> [Given information]

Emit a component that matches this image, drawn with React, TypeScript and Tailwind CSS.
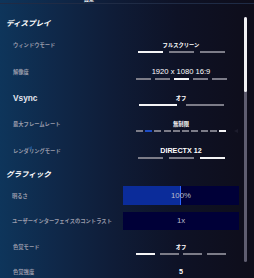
import React from "react"

type BarRowProps = {
  label: string
  value: string
  bars: number
  active: number
  barW: string
  gap: string
  big?: boolean
  valueClass?: string
  height: string
  extra?: Record<number, string>
}

const font = { fontFamily: '"Liberation Sans", "Noto Sans CJK JP", sans-serif' }

const BarRow = ({ label, value, bars, active, barW, gap, big, valueClass, height, extra }: BarRowProps) => {
  return (
    <div className={`flex ${height}`}>
      <div
        className={
          big
            ? "w-[123px] pl-[13px] text-[8.3px] leading-[8px] font-bold text-[#e4e6ee]"
            : "w-[123px] pl-[13px] text-[5.3px] leading-[8px] font-bold text-[#9a9cab]"
        }
      >
        {label}
      </div>
      <div className="w-[116px] flex flex-col items-center">
        <div className={valueClass ?? "text-[5.3px] leading-[8px] font-bold text-white"}>{value}</div>
        <div className={`flex mt-[2px] ${gap}`}>
          {Array.from({ length: bars }).map((_, i) => (
            <div
              key={i}
              className={`h-[2px] ${barW} ${
                i === active ? "bg-[#f4f4f6]" : extra && extra[i] ? extra[i] : "bg-[#7c7c88]"
              }`}
            />
          ))}
        </div>
      </div>
    </div>
  )
}

const SliderRow = ({ label, value, fill }: { label: string; value: string; fill?: boolean }) => {
  return (
    <div className="flex items-center h-full">
      <div className="w-[123px] pl-[12px] text-[5.3px] leading-[8px] font-bold text-[#9a9cab] whitespace-nowrap">
        {label}
      </div>
      <div className="w-[116px] h-full relative bg-[#000038] flex items-center justify-center">
        {fill && (
          <div className="absolute left-0 top-0 bottom-0 w-[58px] bg-[#0b2c9a] border-r border-[#2a63ff]" />
        )}
        <span className="relative text-[7.8px] text-[#b9bccb]">{value}</span>
      </div>
    </div>
  )
}

export default function App() {
  return (
    <div
      style={font}
      className="w-[254px] h-[278px] overflow-hidden relative bg-[linear-gradient(90deg,#0e355b_0%,#0f2849_22%,#0f1c37_45%,#0e1226_70%,#0e0d1a_100%)]"
    >
      {/* title, cut at the top */}
      <div className="h-[3px] overflow-hidden pl-[84px] border-b border-[#1f2b45] box-content">
        <div className="-mt-[4px] text-[5px] leading-[6px] font-bold text-white">設定</div>
      </div>

      <div className="flex">
        <div className="w-[241px] flex flex-col">
          <div className="mt-[14px] pl-[6px] h-[11px] text-[7.5px] leading-[11px] font-bold italic text-white">
            ディスプレイ
          </div>
          <div className="mt-[12px]">
            <BarRow label="ウィンドウモード" value="フルスクリーン" bars={3} active={0} barW="w-[25px]" gap="gap-[6px]" height="h-[27px]" />
            <BarRow
              label="解像度"
              value="1920 x 1080 16:9"
              bars={5}
              active={2}
              barW="w-[15px]"
              gap="gap-[4px]"
              valueClass="text-[7.6px] leading-[8px] text-white"
              height="h-[26px]"
            />
            <BarRow label="Vsync" value="オフ" bars={2} active={0} barW="w-[38px]" gap="gap-[9px]" big height="h-[26px]" />
            <BarRow
              label="最大フレームレート"
              value="無制限"
              bars={10}
              active={9}
              barW="w-[7px]"
              gap="gap-[2.3px]"
              height="h-[27px]"
              extra={{ 1: "bg-[#1d4cc4]" }}
            />
            <BarRow
              label="レンダリングモード"
              value="DIRECTX 12"
              bars={3}
              active={2}
              barW="w-[25px]"
              gap="gap-[6px]"
              valueClass="text-[7.2px] leading-[8px] font-bold text-white"
              height="h-[22px]"
            />
          </div>
          <div className="pl-[6px] h-[11px] text-[7.5px] leading-[11px] font-bold italic text-white">グラフィック</div>
          <div className="mt-[6px] h-[19px]">
            <SliderRow label="明るさ" value="100%" fill />
          </div>
          <div className="mt-[7px] h-[18px]">
            <SliderRow label="ユーザーインターフェイスのコントラスト" value="1x" />
          </div>
          <div className="mt-[13px]">
            <BarRow label="色覚モード" value="オフ" bars={4} active={0} barW="w-[19px]" gap="gap-[4.5px]" height="h-[25px]" />
            <div className="flex h-[10px]">
              <div className="w-[123px] pl-[13px] text-[5.3px] leading-[8px] font-bold text-[#9a9cab]">色覚強度</div>
              <div className="w-[116px] flex justify-center text-[7.2px] leading-[8px] font-bold text-white">5</div>
            </div>
          </div>
        </div>

        {/* scrollbar */}
        <div className="mt-[13px] ml-[3px] w-[3px] h-[245px] rounded-full bg-[#5f5d70] flex flex-col">
          <div className="h-[75px] rounded-full bg-[#f2f2f5]" />
        </div>
      </div>

      {/* faint carousel arrows */}
      <div className="absolute left-[28px] top-[146px] w-0 h-0 border-y-[2.5px] border-y-transparent border-r-[4px] border-r-[#1d4f8a]" />
      <div className="absolute left-[234px] top-[129px] w-0 h-0 border-y-[2.5px] border-y-transparent border-r-[4px] border-r-[#1c1c2c]" />
    </div>
  )
}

> [Task details]
Check every line for "React" and show the ones that have it.

> [Result of this task]
Emit a component that matches this image, drawn with React, TypeScript and Tailwind CSS.
import React from "react"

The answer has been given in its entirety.